La GRC s'est empressée d'obtenir l'enregistrement de la caméra de surveillance du magasin, ce qui lui a permis d'identifier des suspects. Un peu plus tard, le Groupe de l'identité judiciaire a prélevé sur un véhicule volé une empreinte digitale correspondant à celle d'un criminel connu.

« Ces deux éléments clés nous ont mis sur la bonne voie, conclut le cap. Boychuk. Après avoir arrêté les suspects, nous avons employé des techniques d'interrogatoire qui ont suscité des aveux.

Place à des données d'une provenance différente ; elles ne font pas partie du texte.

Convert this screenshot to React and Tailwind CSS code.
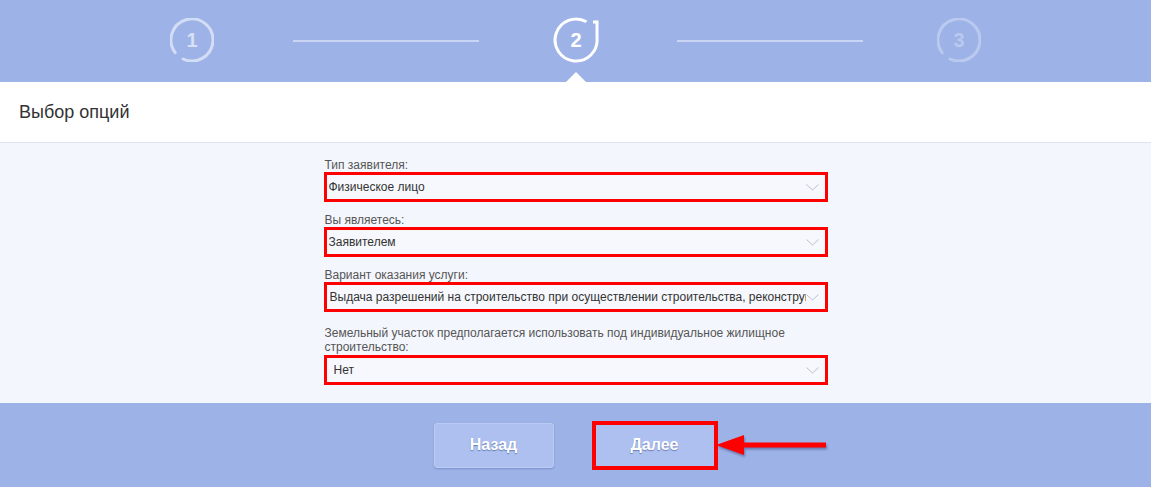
import React from 'react'

const fields = [
  { label: 'Тип заявителя:', value: 'Физическое лицо', pad: 'pl-[2px]' },
  { label: 'Вы являетесь:', value: 'Заявителем', pad: 'pl-[2px]' },
  {
    label: 'Вариант оказания услуги:',
    value:
      'Выдача разрешений на строительство при осуществлении строительства, реконструкции объекта капитального строительства',
    pad: 'pl-[3px]',
  },
  {
    label:
      'Земельный участок предполагается использовать под индивидуальное жилищное строительство:',
    value: 'Нет',
    pad: 'pl-[7px]',
    tall: true,
  },
]

const StepDone = ({ n, faded }) => (
  <div className="relative w-[44px] h-[44px] flex items-center justify-center">
    <svg width="44" height="44" viewBox="0 0 44 44" className="absolute inset-0">
      <path
        d="M5.2 34.6 A21 21 0 1 1 13.1 41.0"
        fill="none"
        stroke="white"
        strokeOpacity={faded ? 0.3 : 0.55}
        strokeWidth="3"
        strokeLinecap="round"
      />
    </svg>
    <span
      className={`relative text-[20px] font-bold leading-none ${
        faded ? 'text-white/30' : 'text-white/60'
      }`}
    >
      {n}
    </span>
  </div>
)

// refresh-like ring for the current step
const StepActive = () => (
  <div className="relative w-[44px] h-[44px] flex items-center justify-center">
    <svg width="46" height="46" viewBox="0 0 46 46" className="absolute -left-px -top-px">
      <path
        d="M33.5 4.8 A21 21 0 1 0 44 21 L44 5 L40 5"
        fill="none"
        stroke="white"
        strokeWidth="3"
        strokeLinejoin="miter"
      />
    </svg>
    <span className="relative text-[20px] font-bold leading-none text-white">2</span>
    <div className="absolute left-1/2 top-[54px] -ml-[10px] w-0 h-0 border-l-[10px] border-r-[10px] border-b-[10px] border-l-transparent border-r-transparent border-b-white" />
  </div>
)

const Chevron = () => (
  <svg width="13" height="7" viewBox="0 0 13 7" className="shrink-0">
    <path d="M0.5 0.5 L6.5 6 L12.5 0.5" fill="none" stroke="#b9bfcd" strokeWidth="1" />
  </svg>
)

export default function App() {
  return (
    <div className="w-[1151px] h-[487px] overflow-hidden font-['Liberation_Sans',Arial,sans-serif]">
      <div className="h-[82px] bg-[#9db3e8] flex justify-center pt-[18px]">
        <StepDone n="1" />
        <div className="w-[186px] h-[2px] bg-white/45 mt-[22px] ml-[79px] mr-[75px]" />
        <StepActive />
        <div className="w-[186px] h-[2px] bg-white/45 mt-[22px] ml-[79px] mr-[74px]" />
        <StepDone n="3" faded />
      </div>

      <div className="h-[61px] bg-white border-b border-[#e0e4ef] px-[19px] flex items-center">
        <h1 className="text-[18px] text-[#333]">Выбор опций</h1>
      </div>

      <div className="h-[260px] bg-[#f4f6fd] flex justify-center pt-[16px]">
        <div className="w-[504px] flex flex-col gap-[12px]">
          {fields.map((f) => (
            <div key={f.label} className={f.tall ? 'mt-[2px]' : ''}>
              <div
                className={`text-[12px] text-[#555] pl-[1px] ${
                  f.tall ? 'leading-[14px] mb-[1px]' : 'leading-[13px]'
                }`}
              >
                {f.label}
              </div>
              <div
                className={`h-[30px] border-[3px] border-[#ff0000] bg-[#f6f8fd] flex items-center pr-[6px] ${f.pad}`}
              >
                <span className="flex-1 min-w-0 overflow-hidden whitespace-nowrap text-[12px] text-[#333]">
                  {f.value}
                </span>
                <Chevron />
              </div>
            </div>
          ))}
        </div>
      </div>

      <div className="h-[84px] bg-[#9db3e8] flex items-center justify-center gap-[38px]">
        <button className="w-[120px] h-[45px] rounded-[3px] bg-[#adc0f0] border border-[#bccbf3] shadow-[0_1px_2px_rgba(60,80,140,0.35)] text-white text-[16px] font-bold [text-shadow:0_1px_1px_rgba(40,60,120,0.5)]">
          Назад
        </button>
        <div className="relative border-[4px] border-[#ff0000]">
          <button className="w-[118px] h-[41px] bg-[#adc0f0] text-white text-[16px] font-bold [text-shadow:0_1px_1px_rgba(40,60,120,0.5)]">
            Далее
          </button>
          <svg
            width="112"
            height="24"
            viewBox="0 0 112 24"
            className="absolute left-full top-1/2 -mt-[12px] ml-[2px] drop-shadow-[1px_2px_1px_rgba(40,50,100,0.45)]"
          >
            <polygon points="0,12 28,2 28,9.5 110,9.5 110,14.5 28,14.5 28,22" fill="#ff0000" />
          </svg>
        </div>
      </div>
    </div>
  )
}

L'arrestation de quatre individus a mené à l'élucidation de plus de 100 crimes. »

Groupe spécialisé

Dans le centre de l'Alberta, le Groupe de travail sur les crimes prioritaires travaille depuis octobre 2014 à freiner la hausse de la criminalité en milieu rural.

Ce groupe d'enquêteurs en civil réunit des agents des détachements de la GRC à Blackfalds, Red Deer, Sylvan Lake, Innisfail, Bashaw, Ponoka, Rimbey et Rocky Mountain House ainsi que du Service de police de Lacombe.

Il utilise les renseignements recueillis par les policiers de première ligne afin d'établir des liens entre des crimes. « Le groupe a réussi à démanteler plusieurs orga-nisations qui commettaient activement des crimes contre les biens », fait remarquer le s.é.-m. Morrison.

Ce dernier cherchait un nouveau moyen de s'attaquer à la criminalité dans les secteurs ruraux de son district sans alourdir le fardeau de ses policiers aux services généraux, déjà très sollicités.

Inspiré par le succès du Groupe de travail sur les crimes prioritaires, il a demandé aux comtés de Red Deer et de Lacombe, qui relèvent du territoire du Détachement de Blackfalds, de financer à parts égales deux postes dont les titulaires formeraient une Section des enquêtes générales (SEG) pour se concentrer sur les crimes contre les biens et d'autres crimes graves dans ces comtés.

Le s.é.-m. Morrison a explicitement demandé deux enquêteurs en civil. Il ne voulait pas d'autres policiers en uniforme dont l'efficacité irait se diluer dans les activités courantes du Détachement, mais des ressources qui permettraient le ciblage voulu.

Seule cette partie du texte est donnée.